HOS Blog: School Will Go Back to Normal. And It Should Never Be the Same.

What will school look like next year?

Will things go back to normal?

What will be the new normal?

I am proud of the way this community has managed the pandemic. Our commitment to maximizing in-person learning has been based on a fundamental belief that kids learn and grow best when they are able to build relationships with one another and their teachers. While you can try to do that through a screen, there is no substitute for human contact. These students and teachers have willingly, and often joyfully, accepted the restrictions this year has demanded. The fact that we’ve nearly finished the year having missed no days of school to COVID is a testament to them.

And I have met nobody who wants to do it again.

Our hope and intent for next year is to return to normal, with five days of in-person learning, seminar-style classroom setups, large community moments, robust performing arts, and interscholastic athletics. All of that, of course, depends on vaccination rates, vaccine availability for our students, efficacy of the vaccine with the coming of new variants, public health guidance, and a host of other factors we can’t predict. But, if we stay on this trajectory, we should be headed back to normal in the fall.

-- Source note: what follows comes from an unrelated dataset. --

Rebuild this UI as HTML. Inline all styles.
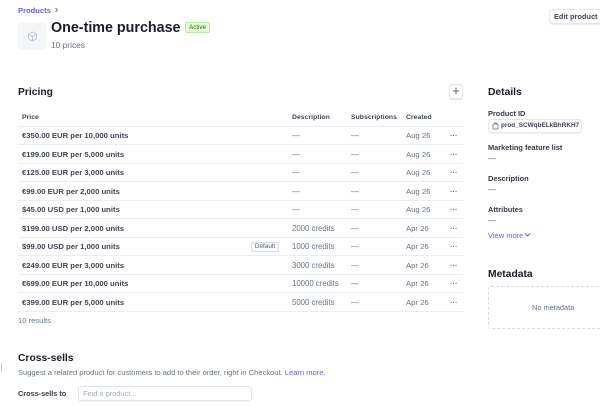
<!DOCTYPE html>
<html><head><meta charset="utf-8">
<style>
html,body{margin:0;padding:0;background:#fff}
body{width:600px;height:406px;overflow:hidden;position:relative;font-family:"Liberation Sans",sans-serif;color:#30313d}
.a{position:absolute;white-space:nowrap;line-height:12px}
.p{left:22px;font-size:7.7px;font-weight:700;color:#414552}
.d{left:292px;font-size:7.8px;color:#687385}
.s{left:351px;font-size:7.8px;color:#687385}
.c{left:406px;font-size:7.7px;color:#687385}
.m{left:450px;font-size:7.5px;color:#687385;font-weight:700}
.l{position:absolute;left:18px;width:445px;height:1px;background:#ebeef1}
.h{font-size:6.8px;font-weight:700;color:#414552;letter-spacing:.05px}
.t{font-size:10.3px;font-weight:700;color:#1a1b25}
.k{left:488px;font-size:7.4px;font-weight:700;color:#353a44}
.v{left:488px;font-size:8px;color:#596171}
</style></head><body>
<div class="a" style="left:18px;top:4.5px;font-size:7.6px;font-weight:700;color:#635bff">Products</div>
<svg class="a" style="left:54px;top:7px" width="5" height="6" viewBox="0 0 5 6"><path d="M1.5 1 L3.5 3 L1.5 5" fill="none" stroke="#687385" stroke-width="1"/></svg>
<div class="a" style="left:18px;top:23px;width:28px;height:27px;background:#f5f6f8;border-radius:3px"></div>
<svg class="a" style="left:27px;top:31px" width="11" height="11" viewBox="0 0 11 11"><path d="M5.5 1 L9.5 3.2 V7.8 L5.5 10 L1.5 7.8 V3.2 Z M1.5 3.2 L5.5 5.5 L9.5 3.2 M5.5 5.5 V10" fill="none" stroke="#c0c8d2" stroke-width=".9"/></svg>
<div class="a" style="left:51px;top:19px;font-size:14.3px;line-height:18px;font-weight:700;color:#1a1b25">One-time purchase</div>
<div class="a" style="left:185px;top:22px;width:25px;height:11px;box-sizing:border-box;background:#e8f9dc;border:1px solid #b8eba0;border-radius:2px;font-size:6.2px;line-height:9px;text-align:center;color:#217005">Active</div>
<div class="a" style="left:51px;top:39px;font-size:8.4px;color:#687385">10 prices</div>
<div class="a" style="left:549px;top:9px;width:60px;height:15px;box-sizing:border-box;background:#fff;border:1px solid #e3e6ea;border-radius:4px;box-shadow:0 1px 1px rgba(0,0,0,.08);font-size:7.4px;line-height:13px;font-weight:700;color:#414552;padding-left:4px">Edit product</div>

<div class="a t" style="left:18px;top:87px">Pricing</div>
<div class="a" style="left:449px;top:84px;width:14px;height:15px;box-sizing:border-box;background:#fff;border:1px solid #e3e6ea;border-radius:3px;box-shadow:0 1px 1px rgba(0,0,0,.1)"></div>
<svg class="a" style="left:452px;top:87px" width="8" height="8" viewBox="0 0 8 8"><path d="M4 .8 V7.2 M.8 4 H7.2" stroke="#414552" stroke-width=".8"/></svg>

<div class="a h" style="left:22px;top:112px">Price</div>
<div class="a h" style="left:292px;top:112px">Description</div>
<div class="a h" style="left:351px;top:112px">Subscriptions</div>
<div class="a h" style="left:406px;top:112px">Created</div>

<div class="l" style="top:126px"></div>
<div class="l" style="top:144px"></div>
<div class="l" style="top:163px"></div>
<div class="l" style="top:181px"></div>
<div class="l" style="top:200px"></div>
<div class="l" style="top:218px"></div>
<div class="l" style="top:237px"></div>
<div class="l" style="top:255px"></div>
<div class="l" style="top:274px"></div>
<div class="l" style="top:292px"></div>
<div class="l" style="top:311px"></div>

<div class="a p" style="top:130px">€350.00 EUR per 10,000 units</div><div class="a d" style="top:130px">—</div><div class="a s" style="top:130px">—</div><div class="a c" style="top:130px">Aug 26</div><div class="a m" style="top:130px">···</div>
<div class="a p" style="top:149px">€199.00 EUR per 5,000 units</div><div class="a d" style="top:149px">—</div><div class="a s" style="top:149px">—</div><div class="a c" style="top:149px">Aug 26</div><div class="a m" style="top:149px">···</div>
<div class="a p" style="top:167px">€125.00 EUR per 3,000 units</div><div class="a d" style="top:167px">—</div><div class="a s" style="top:167px">—</div><div class="a c" style="top:167px">Aug 26</div><div class="a m" style="top:167px">···</div>
<div class="a p" style="top:186px">€99.00 EUR per 2,000 units</div><div class="a d" style="top:186px">—</div><div class="a s" style="top:186px">—</div><div class="a c" style="top:186px">Aug 26</div><div class="a m" style="top:186px">···</div>
<div class="a p" style="top:204px">$45.00 USD per 1,000 units</div><div class="a d" style="top:204px">—</div><div class="a s" style="top:204px">—</div><div class="a c" style="top:204px">Aug 26</div><div class="a m" style="top:204px">···</div>
<div class="a p" style="top:223px">$199.00 USD per 2,000 units</div><div class="a d" style="top:223px">2000 credits</div><div class="a s" style="top:223px">—</div><div class="a c" style="top:223px">Apr 26</div><div class="a m" style="top:223px">···</div>
<div class="a p" style="top:241px">$99.00 USD per 1,000 units</div><div class="a d" style="top:241px">1000 credits</div><div class="a s" style="top:241px">—</div><div class="a c" style="top:241px">Apr 26</div><div class="a m" style="top:241px">···</div>
<div class="a" style="left:251px;top:242px;width:28px;height:10px;box-sizing:border-box;border:1px solid #d8dee4;border-radius:2px;background:#f9fafb;font-size:6.4px;line-height:8px;text-align:center;color:#596171">Default</div>
<div class="a p" style="top:260px">€249.00 EUR per 3,000 units</div><div class="a d" style="top:260px">3000 credits</div><div class="a s" style="top:260px">—</div><div class="a c" style="top:260px">Apr 26</div><div class="a m" style="top:260px">···</div>
<div class="a p" style="top:278px">€699.00 EUR per 10,000 units</div><div class="a d" style="top:278px">10000 credits</div><div class="a s" style="top:278px">—</div><div class="a c" style="top:278px">Apr 26</div><div class="a m" style="top:278px">···</div>
<div class="a p" style="top:297px">€399.00 EUR per 5,000 units</div><div class="a d" style="top:297px">5000 credits</div><div class="a s" style="top:297px">—</div><div class="a c" style="top:297px">Apr 26</div><div class="a m" style="top:297px">···</div>

<div class="a" style="left:18px;top:315px;font-size:7.6px;color:#687385">10 results</div>

<div class="a t" style="left:18px;top:353px">Cross-sells</div>
<div class="a" style="left:18px;top:367px;font-size:7.55px;color:#687385">Suggest a related product for customers to add to their order, right in Checkout. <span style="color:#635bff">Learn more.</span></div>
<div class="a" style="left:18px;top:388px;font-size:7.3px;font-weight:700;color:#353a44">Cross-sells to</div>
<div class="a" style="left:78px;top:386px;width:174px;height:15px;box-sizing:border-box;border:1px solid #e3e6ea;border-radius:3px;box-shadow:0 1px 1px rgba(0,0,0,.05);font-size:7.4px;line-height:13px;color:#a3acba;padding-left:4px">Find a product...</div>
<div class="a" style="left:1px;top:363px;width:1px;height:9px;background:#c8ccd2"></div>

<div class="a t" style="left:488px;top:87px">Details</div>
<div class="a k" style="top:108px">Product ID</div>
<div class="a" style="left:488px;top:119px;width:94px;height:14px;box-sizing:border-box;border:1px solid #e3e6ea;border-radius:4px;box-shadow:0 1px 1px rgba(0,0,0,.05)"></div>
<svg class="a" style="left:492px;top:122px" width="7" height="8" viewBox="0 0 7 8"><path d="M1 2 H6 V7 H1 Z M2.5 2 V1 H4.5 V2" fill="none" stroke="#687385" stroke-width=".8"/></svg>
<div class="a" style="left:501px;top:120px;font-size:6.4px;font-weight:700;color:#414552">prod_SCWqbELkBhRKH7</div>
<div class="a k" style="top:142px">Marketing feature list</div>
<div class="a v" style="top:153px">—</div>
<div class="a k" style="top:173px">Description</div>
<div class="a v" style="top:184px">—</div>
<div class="a k" style="top:204px">Attributes</div>
<div class="a v" style="top:215px">—</div>
<div class="a" style="left:488px;top:230px;font-size:7.5px;color:#635bff">View more</div>
<svg class="a" style="left:524px;top:232px" width="7" height="6" viewBox="0 0 7 6"><path d="M1 1.5 L3.5 4 L6 1.5" fill="none" stroke="#635bff" stroke-width="1"/></svg>
<div class="a t" style="left:488px;top:269px">Metadata</div>
<div class="a" style="left:488px;top:286px;width:130px;height:43px;box-sizing:border-box;border:1px dashed #d5dbe1;border-radius:3px"></div>
<div class="a" style="left:532px;top:302px;font-size:7.4px;color:#687385">No metadata</div>
</body></html>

Returning to normal, though, cannot mean ignoring the lessons we’ve learned this year. There has been more innovation in teaching and learning in the past fifteen months than in the past fifteen years. What can we take from this experience that will make school better for students and families?

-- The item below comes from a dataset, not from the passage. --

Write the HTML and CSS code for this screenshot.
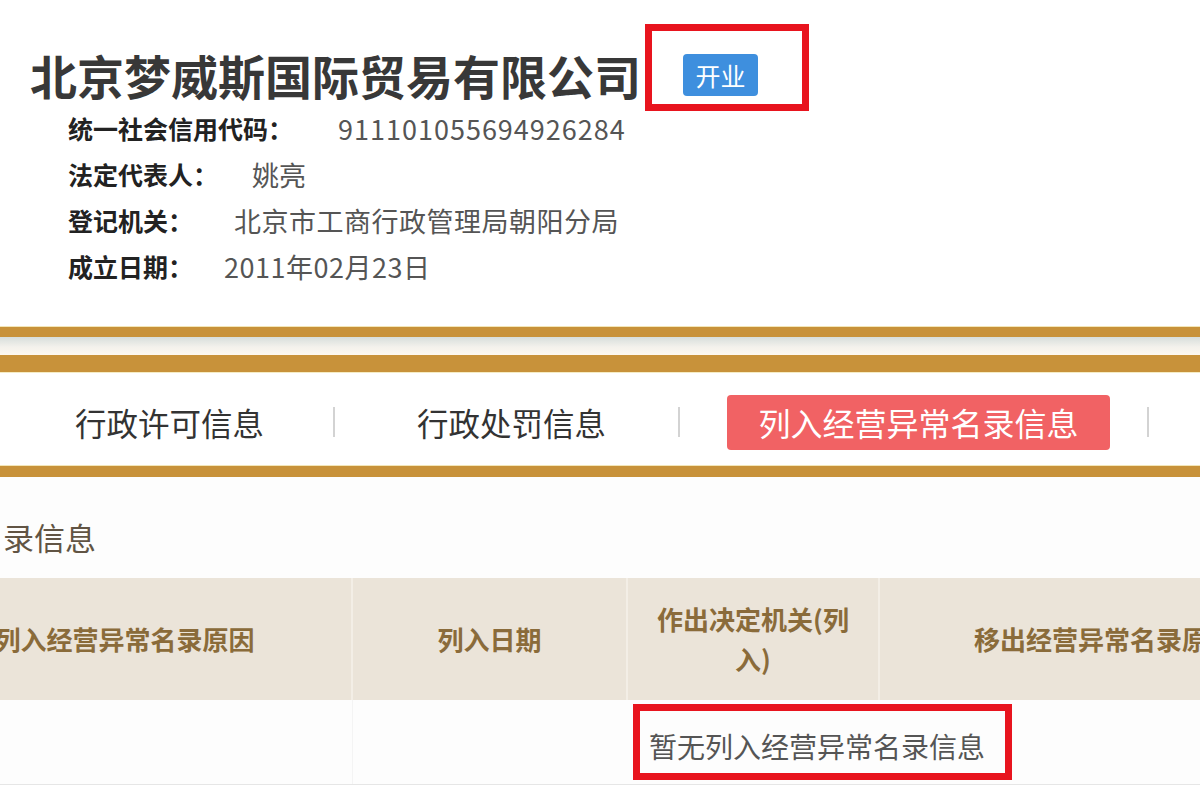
FILE: index.html
```html
<!DOCTYPE html>
<html lang="zh-CN">
<head>
<meta charset="utf-8">
<title>北京梦威斯国际贸易有限公司</title>
<link rel="stylesheet" href="styles.css">
</head>
<body>
<div class="page">
  <header class="head">
    <div class="company">
      <h1 class="name">北京梦威斯国际贸易有限公司</h1>
      <span class="mark mark-badge"><span class="badge">开业</span></span>
    </div>
    <div class="info">
      <div class="row"><span class="label">统一社会信用代码：</span><span class="value v-code">911101055694926284</span></div>
      <div class="row"><span class="label">法定代表人：</span><span class="value v-rep">姚亮</span></div>
      <div class="row"><span class="label">登记机关：</span><span class="value v-org">北京市工商行政管理局朝阳分局</span></div>
      <div class="row"><span class="label">成立日期：</span><span class="value v-date">2011年02月23日</span></div>
    </div>
  </header>

  <div class="bar bar-thin"></div>
  <div class="bar-gap"></div>
  <div class="bar bar-thick"></div>

  <nav class="tabs">
    <span class="tab tab-1">行政许可信息</span>
    <span class="sep sep-1"></span>
    <span class="tab tab-2">行政处罚信息</span>
    <span class="sep sep-2"></span>
    <span class="tab tab-active">列入经营异常名录信息</span>
    <span class="sep sep-3"></span>
  </nav>

  <div class="bar bar-mid"></div>

  <section class="section">
    <h2 class="section-title">录信息</h2>
    <table class="grid">
      <colgroup>
        <col class="c1"><col class="c2"><col class="c3"><col class="c4">
      </colgroup>
      <thead>
        <tr>
          <th>列入经营异常名录原因</th>
          <th>列入日期</th>
          <th class="th-wrap">作出决定机关(列入)</th>
          <th>移出经营异常名录原因</th>
        </tr>
      </thead>
      <tbody>
        <tr>
          <td></td>
          <td></td>
          <td colspan="2" class="empty"><span class="mark mark-empty">暂无列入经营异常名录信息</span></td>
        </tr>
      </tbody>
    </table>
  </section>
</div>
</body>
</html>
```

FILE: styles.css
```css
html, body {
  margin: 0;
  padding: 0;
  background: #ffffff;
}

body {
  width: 1200px;
  height: 800px;
  overflow: hidden;
  font-family: "Noto Sans CJK SC", "Microsoft YaHei", sans-serif;
  color: #333;
}

.page {
  width: 1200px;
}

/* ---------- header ---------- */
.head {
  padding-left: 30px;
  padding-top: 45px;
}

.company {
  display: flex;
  align-items: center;
  height: 60px;
}

.name {
  margin: 0;
  font-size: 47px;
  line-height: 60px;
  font-weight: 700;
  color: #383838;
  letter-spacing: 0;
}

.mark {
  position: relative;
  display: inline-block;
}

.mark::after {
  content: "";
  position: absolute;
  border: 7px solid #e8141e;
  pointer-events: none;
}

.mark-badge {
  margin-left: 42px;
}

.mark-badge::after {
  top: -30px;
  right: -51px;
  bottom: -15px;
  left: -38px;
}

.badge {
  display: block;
  width: 75px;
  height: 42px;
  line-height: 42px;
  text-align: center;
  font-size: 25px;
  color: #ffffff;
  background: #3e8fde;
  border-radius: 4px;
}

.info {
  padding-left: 38px;
}

.row {
  display: flex;
  align-items: center;
  height: 46px;
}

.label {
  font-size: 25px;
  font-weight: 700;
  color: #222;
}

.value {
  font-size: 27px;
  color: #555;
}

.v-code { margin-left: 45px; letter-spacing: 1px; }
.v-rep  { margin-left: 34px; }
.v-org  { margin-left: 41px; letter-spacing: 0.5px; }
.v-date { margin-left: 31px; letter-spacing: 0.5px; }

/* ---------- gold bars ---------- */
.bar {
  background: #c8923a;
}

.bar-thin {
  margin-top: 37px;
  height: 11px;
  border-top: 1px solid #f3e6b8;
  box-sizing: border-box;
}

.bar-gap {
  height: 18px;
  background: linear-gradient(#d7dedb, #f3f1ec 55%, #fdf8ef);
}

.bar-thick {
  height: 18px;
  border-bottom: 1px solid #f5ecc4;
  box-sizing: border-box;
}

.bar-mid {
  height: 12px;
  border-top: 1px solid #f3e6b8;
  box-sizing: border-box;
}

/* ---------- tabs ---------- */
.tabs {
  display: flex;
  align-items: center;
  height: 92px;
  padding-top: 6px;
  box-sizing: border-box;
}

.tab {
  font-size: 31.5px;
  line-height: 40px;
  color: #333;
}

.tab-1 { margin-left: 75px; }
.tab-2 { margin-left: 82px; }

.sep {
  width: 2px;
  height: 30px;
  background: #d3d3d3;
}

.sep-1 { margin-left: 69px; }
.sep-2 { margin-left: 72px; }
.sep-3 { margin-left: 37px; }

.tab-active {
  margin-left: 47px;
  width: 383px;
  height: 55px;
  line-height: 55px;
  text-align: center;
  font-size: 32px;
  color: #ffffff;
  background: #f16264;
  border-radius: 4px;
}

/* ---------- section ---------- */
.section {
  background: #fdfdfd;
  padding-top: 40px;
}

.section-title {
  margin: 0 0 21px 3px;
  font-size: 31px;
  line-height: 40px;
  font-weight: 400;
  color: #615444;
}

.grid {
  margin-left: -102px;
  width: 1430px;
  border-collapse: collapse;
  table-layout: fixed;
}

.c1 { width: 454px; }
.c2 { width: 275px; }
.c3 { width: 252px; }
.c4 { width: 449px; }

.grid th {
  height: 122px;
  padding: 0 20px;
  background: #ebe4d9;
  color: #8a6b3a;
  font-size: 26px;
  line-height: 40px;
  font-weight: 700;
  text-align: center;
  vertical-align: middle;
  border-left: 2px solid #f3eee6;
}

.grid th:first-child {
  border-left: none;
}

.grid td {
  height: 84px;
  padding: 0;
  border-bottom: 1px solid #e6e6e6;
  border-left: 1px solid #f4f4f4;
  vertical-align: middle;
}

.grid td:first-child {
  border-left: none;
}

.grid td.empty {
  padding-left: 22px;
  border-left: none;
}

.mark-empty {
  font-size: 28px;
  line-height: 36px;
  color: #555;
  top: 4px;
}

.mark-empty::after {
  top: -24px;
  right: -27px;
  bottom: -16px;
  left: -16px;
}
```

In these early days, a few lessons seem clear.

Traditional school schedules don’t work for kids. This year, we had a chance to experiment with late starts and fewer classes per day (with fewer homework preps per night), and longer class periods. I am proud that we have already incorporated those features into next year’s schedule. This is our chance, as a school and as a society, to finally act on what research has been telling us for decades: students learn best when they are well rested, when they have a manageable number of assignments per night, and when they have more time in classes for deep, hands-on inquiry.

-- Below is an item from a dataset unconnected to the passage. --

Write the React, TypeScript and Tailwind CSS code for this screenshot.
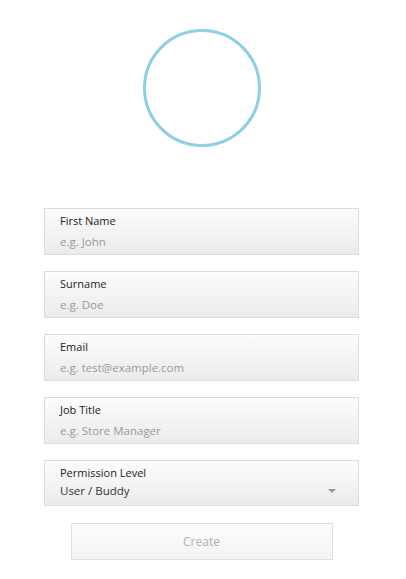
import React from "react";

const fields = [
  { label: "First Name", placeholder: "e.g. John" },
  { label: "Surname", placeholder: "e.g. Doe" },
  { label: "Email", placeholder: "e.g. test@example.com" },
  { label: "Job Title", placeholder: "e.g. Store Manager" },
];

export default function App() {
  return (
    <div
      className="w-[406px] h-[579px] bg-white flex flex-col items-center"
      style={{ fontFamily: '"Open Sans", sans-serif' }}
    >
      <div className="mt-[29px] mr-[3px] w-[118px] h-[118px] rounded-full border-[3px] border-[#8ecfe6]" />
      <div className="mt-[61px] mr-[3px] flex flex-col gap-[16px] w-[315px]">
        {fields.map((f) => (
          <div
            key={f.label}
            className="h-[47px] border border-[#dcdcdc] bg-gradient-to-b from-[#fcfcfc] to-[#ebebeb] pl-[15px] pt-[4px]"
          >
            <div className="text-[11px] leading-[16px] text-[#222]">{f.label}</div>
            <div className="text-[11.5px] leading-[17px] mt-[4px] text-[#999]">{f.placeholder}</div>
          </div>
        ))}
        <div className="h-[46px] border border-[#dcdcdc] bg-gradient-to-b from-[#fcfcfc] to-[#ebebeb] pl-[15px] pr-[22px] pt-[4px]">
          <div className="text-[11px] leading-[16px] text-[#222]">Permission Level</div>
          <div className="flex items-center justify-between mt-[1px]">
            <span className="text-[11.5px] leading-[17px] text-[#333]">User / Buddy</span>
            <span className="w-0 h-0 border-l-[4px] border-r-[4px] border-t-[4px] border-l-transparent border-r-transparent border-t-[#999]" />
          </div>
        </div>
      </div>
      <button className="mt-[17px] mr-[3px] w-[262px] h-[37px] border border-[#e0e0e0] bg-gradient-to-b from-[#fdfdfd] to-[#f3f3f3] text-[12px] text-[#b0b0b0]">
        Create
      </button>
    </div>
  );
}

We have learned that that new tools and approaches can engage quieter, more introverted students. For years, I have sympathized with parents who are tired of reading the same comment on semester reports: “We wish that Billy would speak up more in class.” Being quiet does not mean being disengaged; Susan Cain’s wonderful book, Quiet, is a fascinating and important exploration of the power of introverts. Look at what happens in an English class when you activate the chat feature in Zoom or ask students to free-write in a Google doc before beginning a conversation. We hear student voices that are otherwise silent. It is not hard to imagine incorporating those tools into an in-person experience. Here at BUA, we already have.

We have found much more equitable ways to engage with parents and guardians in our community, too. In-person parent-teacher conferences on a weekday afternoon, 10am meetings with college and guidance counselors, evening community events — they all disadvantage single-parent households and families with two working parents. They impose a sort of school-engagement tax, which is paid by all and unequally levied. This is not a case for Zoom-only parent and community engagement. But it is worth asking how we can use technology to connect with families in ways that are not only more convenient, but more equitable.

Schools need to return to normal. And they should never be the same.